▶ [Task brief] Reproduce exactly the run of lines from the one containing "Rebuild this screenshot" through the one containing "import React from". Pictures do not belong in the copy.

** start **

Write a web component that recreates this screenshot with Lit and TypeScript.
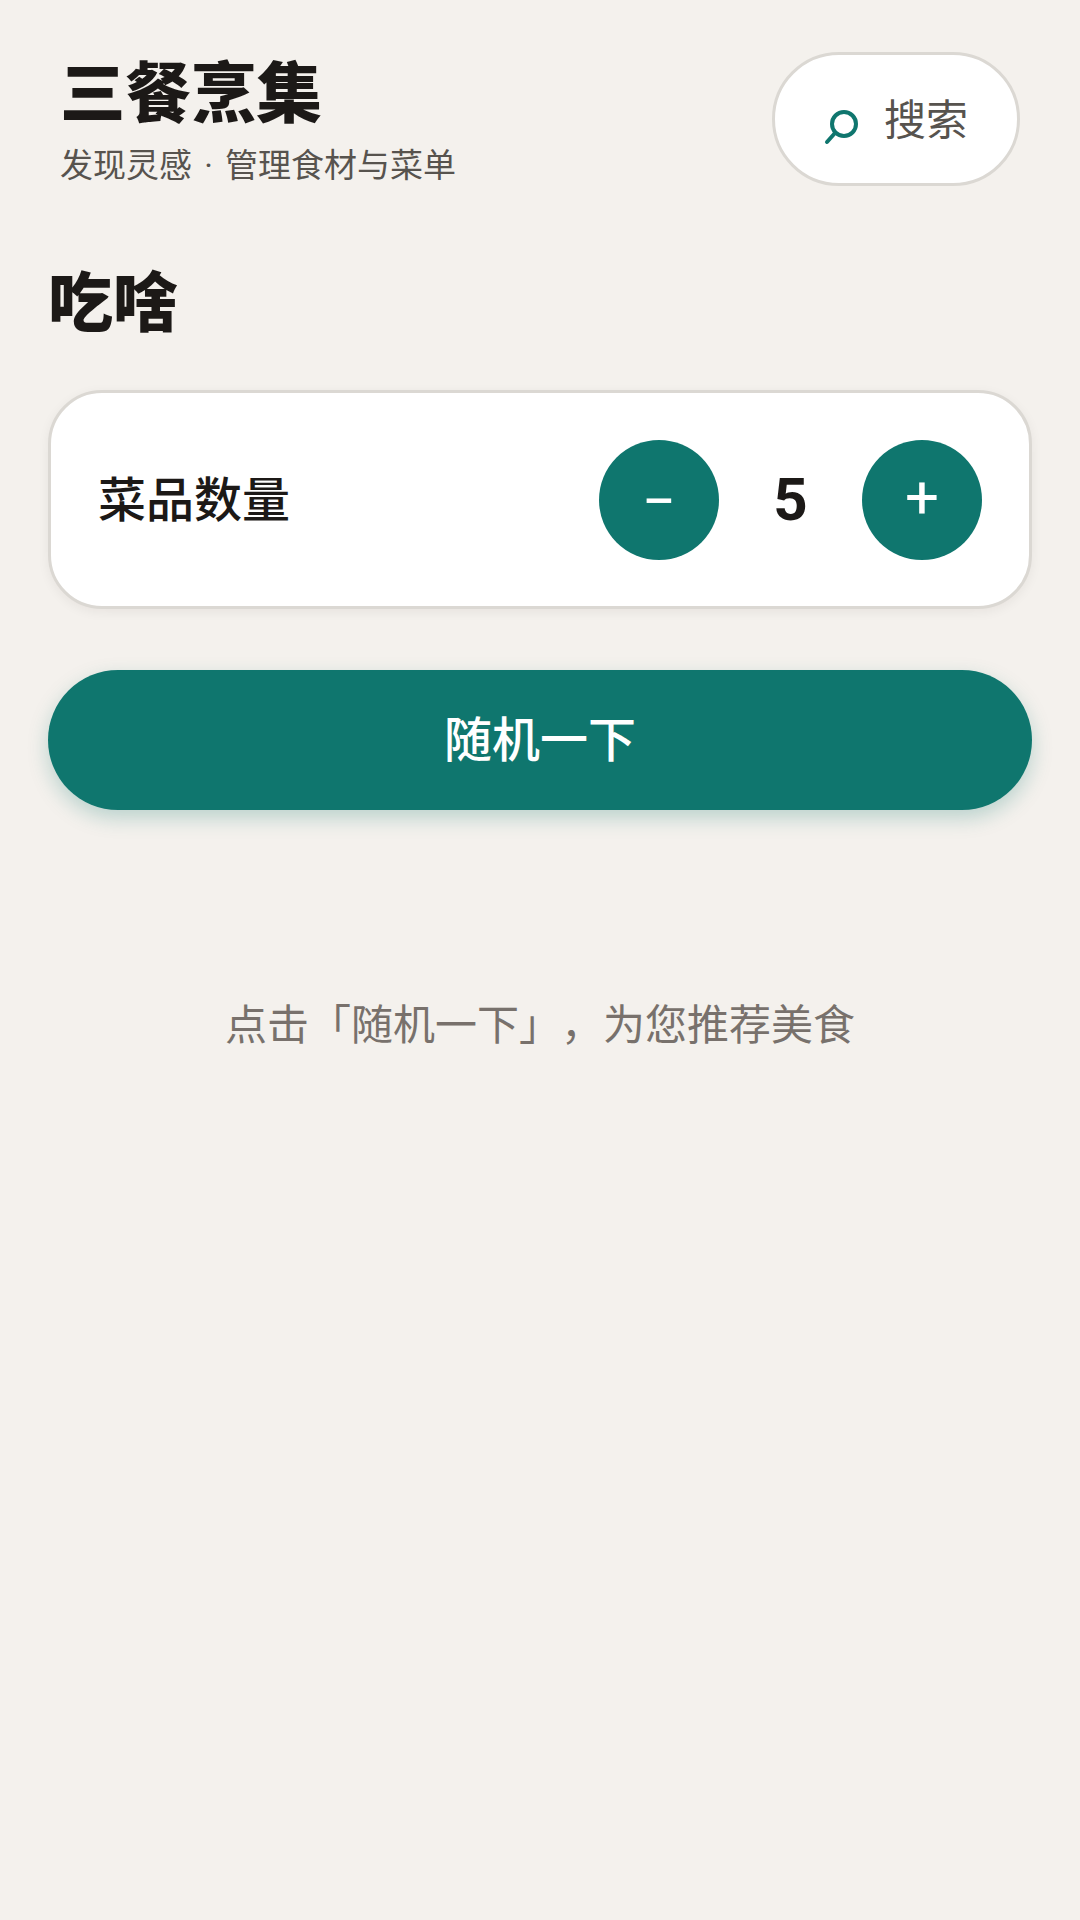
import { LitElement, html, css } from 'lit';
import { customElement, state } from 'lit/decorators.js';

@customElement('app-root')
export class AppRoot extends LitElement {
  @state() count = 5;

  static styles = css`
    :host {
      display: block;
      min-height: 1920px;
      background: #f4f1ed;
      color: #1c1917;
      font-family: Roboto, 'Noto Sans CJK SC', sans-serif;
      text-spacing-trim: space-all;
    }
    main {
      padding: 52px 48px 0;
      display: flex;
      flex-direction: column;
    }
    .header {
      display: flex;
      justify-content: space-between;
      align-items: flex-start;
      padding: 0 12px;
    }
    .titles {
      padding-top: 7px;
    }
    h1 {
      margin: 0;
      font-size: 65.5px;
      line-height: 72px;
      font-weight: 900;
    }
    .sub {
      margin-top: 15px;
      font-size: 33px;
      line-height: 40px;
      word-spacing: 4px;
      color: #57534e;
    }
    .search {
      width: 248px;
      height: 134px;
      box-sizing: border-box;
      border: 3px solid #dbd8d3;
      border-radius: 67px;
      background: #fff;
      display: flex;
      align-items: center;
      gap: 24px;
      padding: 0 0 0 49px;
      font-size: 42px;
      color: #57534e;
      font-family: inherit;
    }
    .search svg {
      margin-top: 16px;
    }
    .search span {
      margin-top: -6px;
    }
    h2 {
      margin: 79px 0 0;
      font-size: 65px;
      line-height: 78px;
      font-weight: 900;
    }
    .card {
      margin-top: 47px;
      height: 219px;
      box-sizing: border-box;
      border: 3px solid #dbd8d3;
      border-radius: 54px;
      background: #fff;
      box-shadow: 0 3px 12px rgba(28, 25, 23, 0.06);
      padding: 0 47px;
      display: flex;
      align-items: center;
      justify-content: space-between;
    }
    .label {
      margin-top: -8px;
      font-size: 48px;
      font-weight: 500;
    }
    .stepper {
      display: flex;
      align-items: center;
      padding-top: 1px;
    }
    .round {
      width: 120px;
      height: 120px;
      border: 0;
      padding: 0 0 6px;
      border-radius: 50%;
      background: #0f766e;
      color: #fff;
      display: flex;
      align-items: center;
      justify-content: center;
      font-family: inherit;
      font-size: 60px;
      font-weight: 400;
    }
    .round.minus {
      padding: 2px 0 0;
    }
    .count {
      width: 143px;
      margin-top: -2px;
      text-align: center;
      font-size: 60px;
      font-weight: 700;
    }
    .go {
      margin-top: 61px;
      height: 140px;
      border: 0;
      padding: 0 0 8px;
      border-radius: 70px;
      background: #0f766e;
      color: #fff;
      font-family: inherit;
      font-size: 48px;
      font-weight: 500;
      box-shadow: 0 8px 20px rgba(15, 118, 110, 0.25);
    }
    .hint {
      margin-top: 186px;
      text-align: center;
      font-size: 42px;
      line-height: 60px;
      color: #78716c;
    }
  `;

  render() {
    return html`
      <main>
        <div class="header">
          <div class="titles">
            <h1>三餐烹集</h1>
            <div class="sub">发现灵感 · 管理食材与菜单</div>
          </div>
          <button class="search">
            <svg width="36" height="36" viewBox="0 0 36 36" fill="none" stroke="#0f766e" stroke-width="4" stroke-linecap="round">
              <circle cx="20" cy="15" r="12"></circle>
              <path d="M11 24 L3 33"></path>
            </svg>
            <span>搜索</span>
          </button>
        </div>
        <h2>吃啥</h2>
        <div class="card">
          <span class="label">菜品数量</span>
          <div class="stepper">
            <button class="round minus" @click=${() => this.count--}>−</button>
            <span class="count">${this.count}</span>
            <button class="round" @click=${() => this.count++}>+</button>
          </div>
        </div>
        <button class="go">随机一下</button>
        <div class="hint">点击「随机一下」，为您推荐美食</div>
      </main>
    `;
  }
}
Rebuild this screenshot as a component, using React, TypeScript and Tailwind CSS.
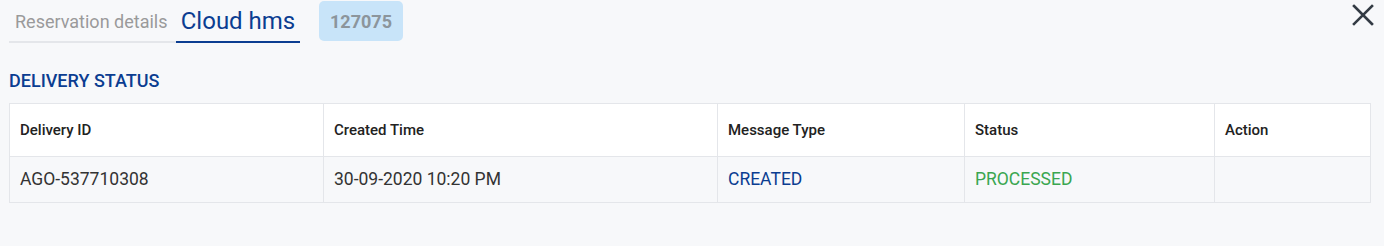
import React from "react";

export default function App() {
  const cols = [
    { title: "Delivery ID", w: "w-[314px]" },
    { title: "Created Time", w: "w-[394px]" },
    { title: "Message Type", w: "w-[247px]" },
    { title: "Status", w: "w-[250px]" },
    { title: "Action", w: "flex-1" },
  ];
  return (
    <div className="w-[1384px] h-[246px] bg-[#f7f8fa] font-['Roboto',sans-serif] relative">
      <div className="flex items-start pl-[9px]">
        <div className="flex">
          <div className="w-[167px] h-[43px] pl-[6px] flex items-center border-b-2 border-[#e4e6ea] text-[18px] text-[#9a9a9a] pt-[1px] whitespace-nowrap">
            Reservation details
          </div>
          <div className="w-[124px] h-[43px] flex items-center justify-center border-b-2 border-[#0b3d91] text-[24px] text-[#0b3d91] pt-[1px] whitespace-nowrap">
            Cloud hms
          </div>
        </div>
        <div className="ml-[19px] mt-[1px] w-[84px] h-[40px] rounded-[5px] bg-[#c8e4f9] flex items-center justify-center text-[18px] font-bold text-[#8c959c]">
          127075
        </div>
      </div>
      <button className="absolute right-[10px] top-[4px] w-[22px] h-[22px] flex items-center justify-center">
        <svg width="22" height="22" viewBox="0 0 22 22">
          <path d="M2 2 L20 20 M20 2 L2 20" stroke="#333b44" strokeWidth="2.6" strokeLinecap="square" />
        </svg>
      </button>
      <div className="pl-[9px] mt-[28px] text-[18px] font-medium text-[#0b3d91] leading-[20px]">
        DELIVERY STATUS
      </div>
      <div className="ml-[9px] mt-[12px] w-[1362px] border border-[#e4e6ea]">
        <div className="flex bg-white h-[53px] border-b border-[#e4e6ea]">
          {cols.map((c, i) => (
            <div
              key={c.title}
              className={`${c.w} flex items-center px-[10px] text-[15px] font-medium text-[#222] ${i < cols.length - 1 ? "border-r border-[#e4e6ea]" : ""}`}
            >
              {c.title}
            </div>
          ))}
        </div>
        <div className="flex bg-[#f7f8fa] h-[45px] text-[17.5px]">
          <div className="w-[314px] flex items-center px-[10px] text-[#333] border-r border-[#e4e6ea]">AGO-537710308</div>
          <div className="w-[394px] flex items-center px-[10px] text-[#333] border-r border-[#e4e6ea]">30-09-2020 10:20 PM</div>
          <div className="w-[247px] flex items-center px-[10px] text-[#0b3d91] border-r border-[#e4e6ea]">CREATED</div>
          <div className="w-[250px] flex items-center px-[10px] text-[#3aa650] border-r border-[#e4e6ea]">PROCESSED</div>
          <div className="flex-1" />
        </div>
      </div>
    </div>
  );
}
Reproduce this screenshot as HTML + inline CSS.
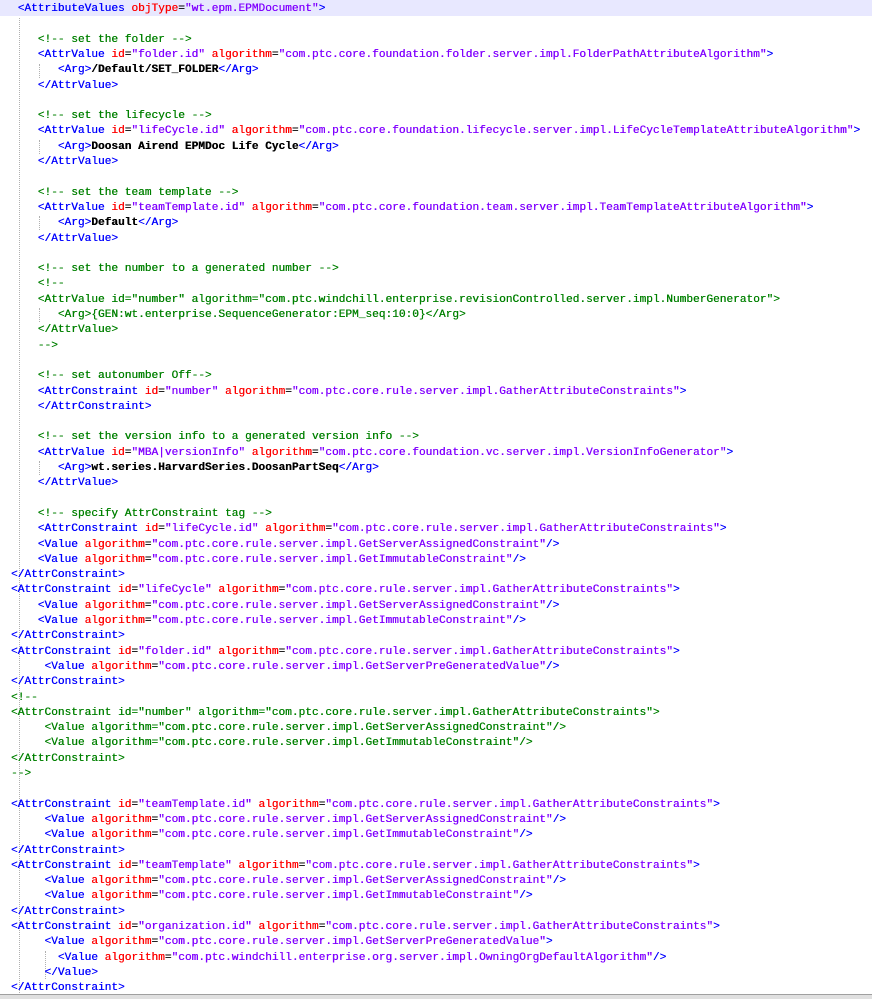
<!DOCTYPE html>
<html><head><meta charset="utf-8"><style>
html,body{margin:0;padding:0;background:#fff;width:872px;height:999px;overflow:hidden;position:relative}
.w{position:absolute;left:0;top:2px;width:872px;height:997px}
.l{position:absolute;left:11px;height:15.3px;line-height:15.3px;white-space:pre;font-family:"Liberation Mono","Courier New",monospace;font-size:11.15px;color:#000;text-shadow:0.3px 0 0 currentColor}
.t{color:#0000ff}.a{color:#ff0000}.v{color:#8000ff}.c{color:#008000}.b{font-weight:bold}
.hl{position:absolute;left:0;top:0;width:872px;height:16px;background:#e8e8ff}
.g{position:absolute;width:0;border-left:1px dotted #b0b0b0}
.bot{position:absolute;left:0;top:994px;width:872px;height:5px;background:#e0e0e0;border-top:1px solid #a0a0a0}
</style></head><body>
<div class="hl"></div>
<div class="w">
<div class="g" style="left:19px;top:16px;height:975px"></div>
<div class="g" style="left:39px;top:62px;height:14px"></div>
<div class="g" style="left:39px;top:138px;height:14px"></div>
<div class="g" style="left:39px;top:214px;height:14px"></div>
<div class="g" style="left:39px;top:306px;height:14px"></div>
<div class="g" style="left:39px;top:459px;height:14px"></div>
<div class="g" style="left:45px;top:949px;height:28px"></div>
<div class="l" style="top:0px"> <span class="t">&lt;AttributeValues</span> <span class="a">objType</span>=<span class="v">"wt.epm.EPMDocument"</span><span class="t">&gt;</span></div>
<div class="l" style="top:30.6px">    <span class="c">&lt;!-- set the folder --&gt;</span></div>
<div class="l" style="top:45.9px">    <span class="t">&lt;AttrValue</span> <span class="a">id</span>=<span class="v">"folder.id"</span> <span class="a">algorithm</span>=<span class="v">"com.ptc.core.foundation.folder.server.impl.FolderPathAttributeAlgorithm"</span><span class="t">&gt;</span></div>
<div class="l" style="top:61.2px">       <span class="t">&lt;Arg&gt;</span><span class="b">/Default/SET_FOLDER</span><span class="t">&lt;/Arg&gt;</span></div>
<div class="l" style="top:76.5px">    <span class="t">&lt;/AttrValue&gt;</span></div>
<div class="l" style="top:107.1px">    <span class="c">&lt;!-- set the lifecycle --&gt;</span></div>
<div class="l" style="top:122.4px">    <span class="t">&lt;AttrValue</span> <span class="a">id</span>=<span class="v">"lifeCycle.id"</span> <span class="a">algorithm</span>=<span class="v">"com.ptc.core.foundation.lifecycle.server.impl.LifeCycleTemplateAttributeAlgorithm"</span><span class="t">&gt;</span></div>
<div class="l" style="top:137.7px">       <span class="t">&lt;Arg&gt;</span><span class="b">Doosan Airend EPMDoc Life Cycle</span><span class="t">&lt;/Arg&gt;</span></div>
<div class="l" style="top:153px">    <span class="t">&lt;/AttrValue&gt;</span></div>
<div class="l" style="top:183.6px">    <span class="c">&lt;!-- set the team template --&gt;</span></div>
<div class="l" style="top:198.9px">    <span class="t">&lt;AttrValue</span> <span class="a">id</span>=<span class="v">"teamTemplate.id"</span> <span class="a">algorithm</span>=<span class="v">"com.ptc.core.foundation.team.server.impl.TeamTemplateAttributeAlgorithm"</span><span class="t">&gt;</span></div>
<div class="l" style="top:214.2px">       <span class="t">&lt;Arg&gt;</span><span class="b">Default</span><span class="t">&lt;/Arg&gt;</span></div>
<div class="l" style="top:229.5px">    <span class="t">&lt;/AttrValue&gt;</span></div>
<div class="l" style="top:260.1px">    <span class="c">&lt;!-- set the number to a generated number --&gt;</span></div>
<div class="l" style="top:275.4px">    <span class="c">&lt;!--</span></div>
<div class="l" style="top:290.7px">    <span class="c">&lt;AttrValue id="number" algorithm="com.ptc.windchill.enterprise.revisionControlled.server.impl.NumberGenerator"&gt;</span></div>
<div class="l" style="top:306px">       <span class="c">&lt;Arg&gt;{GEN:wt.enterprise.SequenceGenerator:EPM_seq:10:0}&lt;/Arg&gt;</span></div>
<div class="l" style="top:321.3px">    <span class="c">&lt;/AttrValue&gt;</span></div>
<div class="l" style="top:336.6px">    <span class="c">--&gt;</span></div>
<div class="l" style="top:367.2px">    <span class="c">&lt;!-- set autonumber Off--&gt;</span></div>
<div class="l" style="top:382.5px">    <span class="t">&lt;AttrConstraint</span> <span class="a">id</span>=<span class="v">"number"</span> <span class="a">algorithm</span>=<span class="v">"com.ptc.core.rule.server.impl.GatherAttributeConstraints"</span><span class="t">&gt;</span></div>
<div class="l" style="top:397.8px">    <span class="t">&lt;/AttrConstraint&gt;</span></div>
<div class="l" style="top:428.4px">    <span class="c">&lt;!-- set the version info to a generated version info --&gt;</span></div>
<div class="l" style="top:443.7px">    <span class="t">&lt;AttrValue</span> <span class="a">id</span>=<span class="v">"MBA|versionInfo"</span> <span class="a">algorithm</span>=<span class="v">"com.ptc.core.foundation.vc.server.impl.VersionInfoGenerator"</span><span class="t">&gt;</span></div>
<div class="l" style="top:459px">       <span class="t">&lt;Arg&gt;</span><span class="b">wt.series.HarvardSeries.DoosanPartSeq</span><span class="t">&lt;/Arg&gt;</span></div>
<div class="l" style="top:474.3px">    <span class="t">&lt;/AttrValue&gt;</span></div>
<div class="l" style="top:504.9px">    <span class="c">&lt;!-- specify AttrConstraint tag --&gt;</span></div>
<div class="l" style="top:520.2px">    <span class="t">&lt;AttrConstraint</span> <span class="a">id</span>=<span class="v">"lifeCycle.id"</span> <span class="a">algorithm</span>=<span class="v">"com.ptc.core.rule.server.impl.GatherAttributeConstraints"</span><span class="t">&gt;</span></div>
<div class="l" style="top:535.5px">    <span class="t">&lt;Value</span> <span class="a">algorithm</span>=<span class="v">"com.ptc.core.rule.server.impl.GetServerAssignedConstraint"</span><span class="t">/&gt;</span></div>
<div class="l" style="top:550.8px">    <span class="t">&lt;Value</span> <span class="a">algorithm</span>=<span class="v">"com.ptc.core.rule.server.impl.GetImmutableConstraint"</span><span class="t">/&gt;</span></div>
<div class="l" style="top:566.1px"><span class="t">&lt;/AttrConstraint&gt;</span></div>
<div class="l" style="top:581.4px"><span class="t">&lt;AttrConstraint</span> <span class="a">id</span>=<span class="v">"lifeCycle"</span> <span class="a">algorithm</span>=<span class="v">"com.ptc.core.rule.server.impl.GatherAttributeConstraints"</span><span class="t">&gt;</span></div>
<div class="l" style="top:596.7px">    <span class="t">&lt;Value</span> <span class="a">algorithm</span>=<span class="v">"com.ptc.core.rule.server.impl.GetServerAssignedConstraint"</span><span class="t">/&gt;</span></div>
<div class="l" style="top:612px">    <span class="t">&lt;Value</span> <span class="a">algorithm</span>=<span class="v">"com.ptc.core.rule.server.impl.GetImmutableConstraint"</span><span class="t">/&gt;</span></div>
<div class="l" style="top:627.3px"><span class="t">&lt;/AttrConstraint&gt;</span></div>
<div class="l" style="top:642.6px"><span class="t">&lt;AttrConstraint</span> <span class="a">id</span>=<span class="v">"folder.id"</span> <span class="a">algorithm</span>=<span class="v">"com.ptc.core.rule.server.impl.GatherAttributeConstraints"</span><span class="t">&gt;</span></div>
<div class="l" style="top:657.9px">     <span class="t">&lt;Value</span> <span class="a">algorithm</span>=<span class="v">"com.ptc.core.rule.server.impl.GetServerPreGeneratedValue"</span><span class="t">/&gt;</span></div>
<div class="l" style="top:673.2px"><span class="t">&lt;/AttrConstraint&gt;</span></div>
<div class="l" style="top:688.5px"><span class="c">&lt;!--</span></div>
<div class="l" style="top:703.8px"><span class="c">&lt;AttrConstraint id="number" algorithm="com.ptc.core.rule.server.impl.GatherAttributeConstraints"&gt;</span></div>
<div class="l" style="top:719.1px">     <span class="c">&lt;Value algorithm="com.ptc.core.rule.server.impl.GetServerAssignedConstraint"/&gt;</span></div>
<div class="l" style="top:734.4px">     <span class="c">&lt;Value algorithm="com.ptc.core.rule.server.impl.GetImmutableConstraint"/&gt;</span></div>
<div class="l" style="top:749.7px"><span class="c">&lt;/AttrConstraint&gt;</span></div>
<div class="l" style="top:765px"><span class="c">--&gt;</span></div>
<div class="l" style="top:795.6px"><span class="t">&lt;AttrConstraint</span> <span class="a">id</span>=<span class="v">"teamTemplate.id"</span> <span class="a">algorithm</span>=<span class="v">"com.ptc.core.rule.server.impl.GatherAttributeConstraints"</span><span class="t">&gt;</span></div>
<div class="l" style="top:810.9px">     <span class="t">&lt;Value</span> <span class="a">algorithm</span>=<span class="v">"com.ptc.core.rule.server.impl.GetServerAssignedConstraint"</span><span class="t">/&gt;</span></div>
<div class="l" style="top:826.2px">     <span class="t">&lt;Value</span> <span class="a">algorithm</span>=<span class="v">"com.ptc.core.rule.server.impl.GetImmutableConstraint"</span><span class="t">/&gt;</span></div>
<div class="l" style="top:841.5px"><span class="t">&lt;/AttrConstraint&gt;</span></div>
<div class="l" style="top:856.8px"><span class="t">&lt;AttrConstraint</span> <span class="a">id</span>=<span class="v">"teamTemplate"</span> <span class="a">algorithm</span>=<span class="v">"com.ptc.core.rule.server.impl.GatherAttributeConstraints"</span><span class="t">&gt;</span></div>
<div class="l" style="top:872.1px">     <span class="t">&lt;Value</span> <span class="a">algorithm</span>=<span class="v">"com.ptc.core.rule.server.impl.GetServerAssignedConstraint"</span><span class="t">/&gt;</span></div>
<div class="l" style="top:887.4px">     <span class="t">&lt;Value</span> <span class="a">algorithm</span>=<span class="v">"com.ptc.core.rule.server.impl.GetImmutableConstraint"</span><span class="t">/&gt;</span></div>
<div class="l" style="top:902.7px"><span class="t">&lt;/AttrConstraint&gt;</span></div>
<div class="l" style="top:918px"><span class="t">&lt;AttrConstraint</span> <span class="a">id</span>=<span class="v">"organization.id"</span> <span class="a">algorithm</span>=<span class="v">"com.ptc.core.rule.server.impl.GatherAttributeConstraints"</span><span class="t">&gt;</span></div>
<div class="l" style="top:933.3px">     <span class="t">&lt;Value</span> <span class="a">algorithm</span>=<span class="v">"com.ptc.core.rule.server.impl.GetServerPreGeneratedValue"</span><span class="t">&gt;</span></div>
<div class="l" style="top:948.6px">       <span class="t">&lt;Value</span> <span class="a">algorithm</span>=<span class="v">"com.ptc.windchill.enterprise.org.server.impl.OwningOrgDefaultAlgorithm"</span><span class="t">/&gt;</span></div>
<div class="l" style="top:963.9px">     <span class="t">&lt;/Value&gt;</span></div>
<div class="l" style="top:979.2px"><span class="t">&lt;/AttrConstraint&gt;</span></div>
</div>
<div class="bot"></div>
</body></html>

** end **

▶ [Right answer]
Rebuild this screenshot as a component, using React, TypeScript and Tailwind CSS.
import React from "react";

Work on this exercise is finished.